The Vicious Circle of Income Inequality

Almost every culture has some variation on the saying, “rags to rags in three generations.” Whether it’s “clogs to clogs” or “rice paddy to rice paddy,” the message is essentially the same: Starting with nothing, the first generation builds a successful enterprise, which its profligate offspring then manage poorly, so that by the time the grandchildren take over, little value remains.

Much of society’s wealth is created by new enterprises, so the apparent implication of this folk wisdom is that economic inequality should be self-limiting. And for most of the early history of industrial society, it was.

But no longer. Inequality in the United States has been increasing sharply for more than four decades and shows no signs of retreat. In varying degrees, it’s been the same pattern in other countries.

The economy has been changing, and new forces are causing inequality to feed on itself.

One is that the higher incomes of top earners have been shifting consumer demand in favor of goods whose value stems from the talents of other top earners. Because the wealthy have just about every possession anyone might need, they tend to spend their extra income in pursuit of something special. And, often, what makes goods special today is that they’re produced by people or organizations whose talents can’t be duplicated easily.

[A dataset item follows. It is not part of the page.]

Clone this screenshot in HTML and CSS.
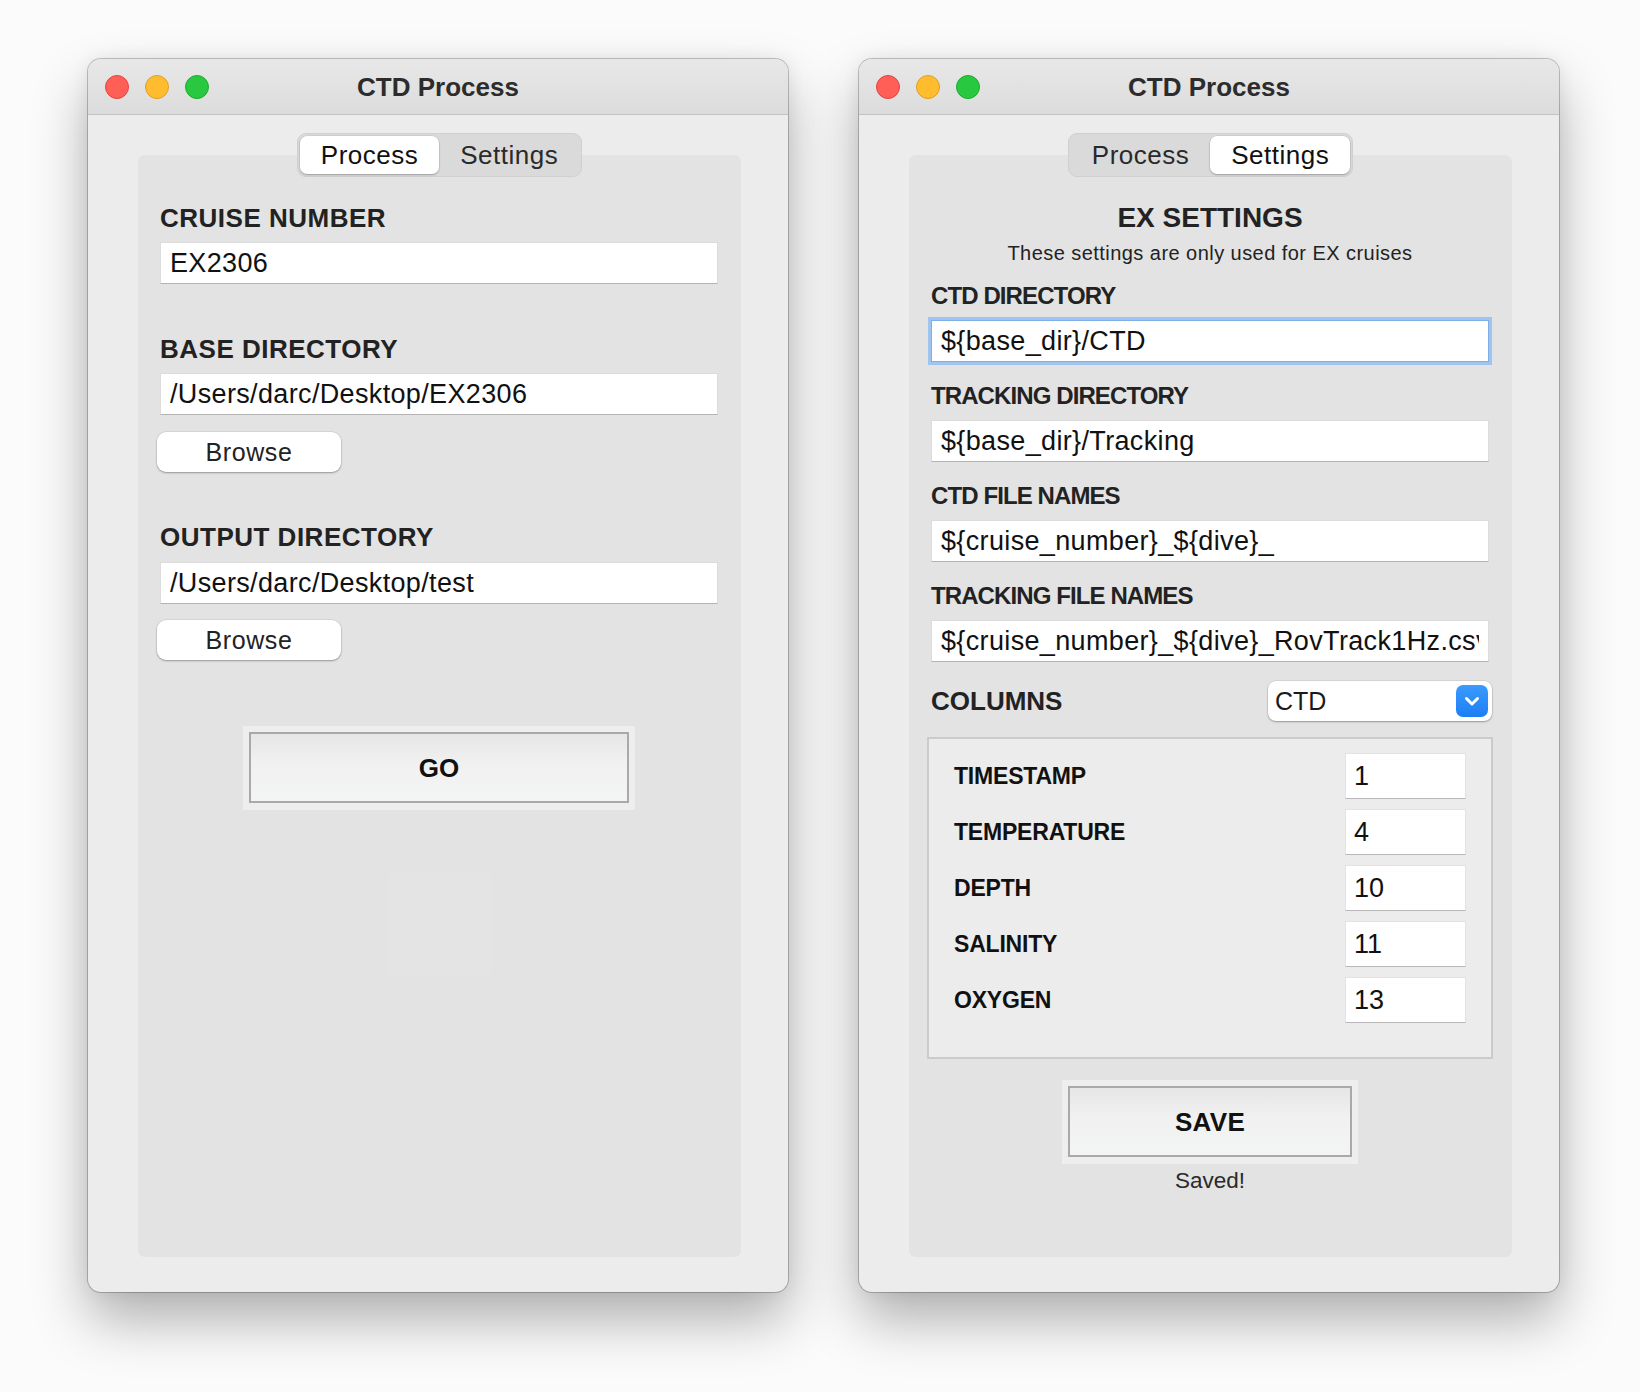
FILE: index.html
```html
<!DOCTYPE html>
<html>
<head>
<meta charset="utf-8">
<title>CTD Process</title>
<link rel="stylesheet" href="styles.css">
</head>
<body>
<div class="desktop">
  <div class="window">
    <div class="titlebar">
      <div class="lights">
        <span class="light red"></span>
        <span class="light yellow"></span>
        <span class="light green"></span>
      </div>
      <div class="title">CTD Process</div>
      <div></div>
    </div>
    <div class="win-body">
      <div class="segmented">
        <div class="seg active">Process</div>
        <div class="seg">Settings</div>
      </div>
      <div class="panel panel-process">
        <div class="label-lg">CRUISE NUMBER</div>
        <input class="field field-lg" type="text" value="EX2306">
        <div class="label-lg gap-top">BASE DIRECTORY</div>
        <input class="field field-lg" type="text" value="/Users/darc/Desktop/EX2306">
        <button class="browse">Browse</button>
        <div class="label-lg gap-top">OUTPUT DIRECTORY</div>
        <input class="field field-lg field-3" type="text" value="/Users/darc/Desktop/test">
        <button class="browse browse-2">Browse</button>
        <div class="action-frame go-frame"><div class="action-btn go-btn">GO</div></div>
        <div class="ghost"></div>
      </div>
    </div>
  </div>

  <div class="window">
    <div class="titlebar">
      <div class="lights">
        <span class="light red"></span>
        <span class="light yellow"></span>
        <span class="light green"></span>
      </div>
      <div class="title">CTD Process</div>
      <div></div>
    </div>
    <div class="win-body">
      <div class="segmented">
        <div class="seg">Process</div>
        <div class="seg active">Settings</div>
      </div>
      <div class="panel panel-settings">
        <div class="heading">EX SETTINGS</div>
        <div class="subtitle">These settings are only used for EX cruises</div>
        <div class="label-sm first">CTD DIRECTORY</div>
        <input class="field focused" type="text" value="${base_dir}/CTD">
        <div class="label-sm">TRACKING DIRECTORY</div>
        <input class="field" type="text" value="${base_dir}/Tracking">
        <div class="label-sm">CTD FILE NAMES</div>
        <input class="field" type="text" value="${cruise_number}_${dive}_">
        <div class="label-sm">TRACKING FILE NAMES</div>
        <input class="field" type="text" value="${cruise_number}_${dive}_RovTrack1Hz.csv">
        <div class="columns-row">
          <div class="columns-label">COLUMNS</div>
          <div class="select">
            <span class="select-text">CTD</span>
            <span class="select-btn">
              <svg width="32" height="32" viewBox="0 0 32 32"><path d="M10.5 13.5 L16 19 L21.5 13.5" fill="none" stroke="#fff" stroke-width="3" stroke-linecap="round" stroke-linejoin="round"/></svg>
            </span>
          </div>
        </div>
        <div class="col-box">
          <div class="col-row"><span class="col-label">TIMESTAMP</span><input class="col-input" type="text" value="1"></div>
          <div class="col-row"><span class="col-label">TEMPERATURE</span><input class="col-input" type="text" value="4"></div>
          <div class="col-row"><span class="col-label">DEPTH</span><input class="col-input" type="text" value="10"></div>
          <div class="col-row"><span class="col-label">SALINITY</span><input class="col-input" type="text" value="11"></div>
          <div class="col-row"><span class="col-label">OXYGEN</span><input class="col-input" type="text" value="13"></div>
        </div>
        <div class="action-frame save-frame"><div class="action-btn save-btn">SAVE</div></div>
        <div class="saved">Saved!</div>
      </div>
    </div>
  </div>
</div>
</body>
</html>
```

FILE: styles.css
```css
* { box-sizing: border-box; }

html, body {
  margin: 0;
  padding: 0;
  background: #fbfbfb;
  font-family: "Liberation Sans", Arial, sans-serif;
  color: #222;
}

.desktop {
  display: flex;
  gap: 71px;
  padding: 59px 0 0 88px;
  height: 1392px;
}

.window {
  width: 700px;
  height: 1233px;
  background: #ececec;
  border-radius: 13px;
  display: flex;
  flex-direction: column;
  overflow: hidden;
  box-shadow: 0 0 0 1px rgba(0, 0, 0, 0.22),
              0 28px 55px rgba(0, 0, 0, 0.30),
              0 0 18px rgba(0, 0, 0, 0.07);
}

.titlebar {
  height: 56px;
  flex: none;
  display: grid;
  grid-template-columns: 1fr auto 1fr;
  align-items: center;
  background: linear-gradient(#e8e8e8, #dcdcdc);
  border-bottom: 1px solid #c3c3c3;
}

.lights {
  display: flex;
  gap: 16px;
  padding-left: 17px;
}

.light {
  width: 24px;
  height: 24px;
  border-radius: 50%;
  display: block;
}
.light.red { background: #ff5f57; border: 1px solid #e2463f; }
.light.yellow { background: #febc2e; border: 1px solid #dfa023; }
.light.green { background: #28c840; border: 1px solid #1dad2b; }

.title {
  font-weight: bold;
  font-size: 26px;
  color: #2c2c2c;
  line-height: 30px;
}

.win-body {
  flex: 1;
  display: flex;
  flex-direction: column;
  align-items: center;
  padding: 18px 47px 35px 50px;
}

.segmented {
  position: relative;
  z-index: 1;
  display: flex;
  height: 44px;
  padding: 2px;
  background: #dadada;
  border: 1px solid #d0d0d0;
  border-radius: 9px;
}

.seg {
  height: 38px;
  padding: 0 21px;
  font-size: 26px;
  letter-spacing: 0.5px;
  line-height: 38px;
  color: #2a2a2a;
  border-radius: 7px;
}

.seg.active {
  background: #fff;
  color: #111;
  box-shadow: 0 1px 2px rgba(0, 0, 0, 0.25), 0 0 0 0.5px rgba(0, 0, 0, 0.08);
}

.panel {
  align-self: stretch;
  flex: 1;
  margin-top: -22px;
  background: #e3e3e3;
  border-radius: 7px;
  display: flex;
  flex-direction: column;
  padding-left: 22px;
  padding-right: 23px;
}

.panel-process { padding-top: 48px; }
.panel-settings { padding-top: 47px; }

.label-lg {
  font-weight: bold;
  font-size: 26px;
  letter-spacing: 0.5px;
  line-height: 30px;
  color: #222;
}

.label-lg.gap-top { margin-top: 50px; }

.field {
  display: block;
  width: 100%;
  height: 42px;
  margin: 10px 0 0 0;
  padding: 0 9px;
  border: 1px solid #dcdcdc;
  border-bottom-color: #b4b4b4;
  border-radius: 0;
  background: #fff;
  font-family: "Liberation Sans", Arial, sans-serif;
  font-size: 27px;
  letter-spacing: 0.35px;
  color: #111;
  outline: none;
}

.field-lg { margin-top: 9px; }
.field-3 { margin-top: 10px; }

.field.focused {
  border-color: #7eaee6;
  box-shadow: 0 0 0 3px #9fc4ef;
}

.browse {
  align-self: flex-start;
  width: 184px;
  height: 40px;
  margin: 17px 0 0 -3px;
  background: #fff;
  border: none;
  border-radius: 9px;
  box-shadow: 0 1px 2px rgba(0, 0, 0, 0.3), 0 0 0 0.5px rgba(0, 0, 0, 0.1);
  font-family: "Liberation Sans", Arial, sans-serif;
  font-size: 25px;
  letter-spacing: 0.6px;
  color: #222;
  padding: 0;
}

.browse-2 { margin-top: 16px; }

.action-frame {
  align-self: center;
  padding: 6px 6px 7px 6px;
  background: #eeeeee;
}

.go-frame { margin-top: 66px; }

.action-btn {
  display: flex;
  align-items: center;
  justify-content: center;
  padding-top: 2px;
  border: 2px solid #a9a9a9;
  background: linear-gradient(#e6e6e6, #f1f1f1 45%, #f3f4f4);
  font-weight: bold;
  font-size: 26px;
  color: #111;
}

.go-btn { width: 380px; height: 71px; }
.save-btn { width: 284px; height: 71px; letter-spacing: 0.3px; }

.ghost {
  align-self: center;
  width: 100px;
  height: 100px;
  margin-top: 65px;
  background: #e4e4e4;
  box-shadow: 0 0 5px 1px rgba(232, 232, 232, 0.5);
  border-radius: 3px;
}

/* settings */
.heading {
  align-self: center;
  font-weight: bold;
  font-size: 28px;
  line-height: 32px;
  color: #222;
}

.subtitle {
  align-self: center;
  margin-top: 7px;
  font-size: 20px;
  letter-spacing: 0.45px;
  line-height: 24px;
  color: #222;
}

.label-sm {
  margin-top: 20px;
  font-weight: bold;
  font-size: 24px;
  letter-spacing: -0.9px;
  line-height: 28px;
  color: #222;
}

.label-sm.first { margin-top: 17px; }

.columns-row {
  margin-top: 19px;
  margin-right: -3px;
  height: 40px;
  display: flex;
  align-items: center;
  justify-content: space-between;
}

.columns-label {
  font-weight: bold;
  font-size: 26px;
  color: #222;
}

.select {
  width: 224px;
  height: 40px;
  background: #fff;
  border-radius: 8px;
  box-shadow: 0 1px 2px rgba(0, 0, 0, 0.3), 0 0 0 0.5px rgba(0, 0, 0, 0.1);
  display: flex;
  align-items: center;
  justify-content: space-between;
  padding: 0 4px 0 7px;
}

.select-text {
  font-size: 25px;
  color: #1a1a1a;
}

.select-btn {
  width: 32px;
  height: 32px;
  border-radius: 7px;
  background: linear-gradient(#3c9bff, #1b7ef6);
  display: flex;
}

.col-box {
  margin: 16px -4px 0 -4px;
  border: 2px solid #cbcbcb;
  background: #ececec;
  padding: 14px 25px 34px 25px;
  display: flex;
  flex-direction: column;
  gap: 10px;
}

.col-row {
  display: flex;
  align-items: center;
  justify-content: space-between;
  height: 46px;
}

.col-label {
  font-weight: bold;
  font-size: 23px;
  letter-spacing: -0.2px;
  color: #111;
}

.col-input {
  width: 121px;
  height: 46px;
  border: 1px solid #e2e2e2;
  border-bottom-color: #b8b8b8;
  background: #fff;
  padding: 0 8px;
  font-family: "Liberation Sans", Arial, sans-serif;
  font-size: 27px;
  color: #111;
  outline: none;
}

.save-frame { margin-top: 21px; }

.saved {
  align-self: center;
  margin-top: 4px;
  font-size: 22.5px;
  line-height: 26px;
  color: #2a2a2a;
}
```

Wealthy people don’t choose just any architects, artists, lawyers, plastic surgeons, heart specialists or cosmetic dentists. They seek out the best, and the most expensive, practitioners in each category. The information revolution has greatly increased their ability to find those practitioners and transact with them. So as the rich get richer, the talented people they patronize get richer, too. Their spending, in turn, increases the incomes of other elite practitioners, and so on.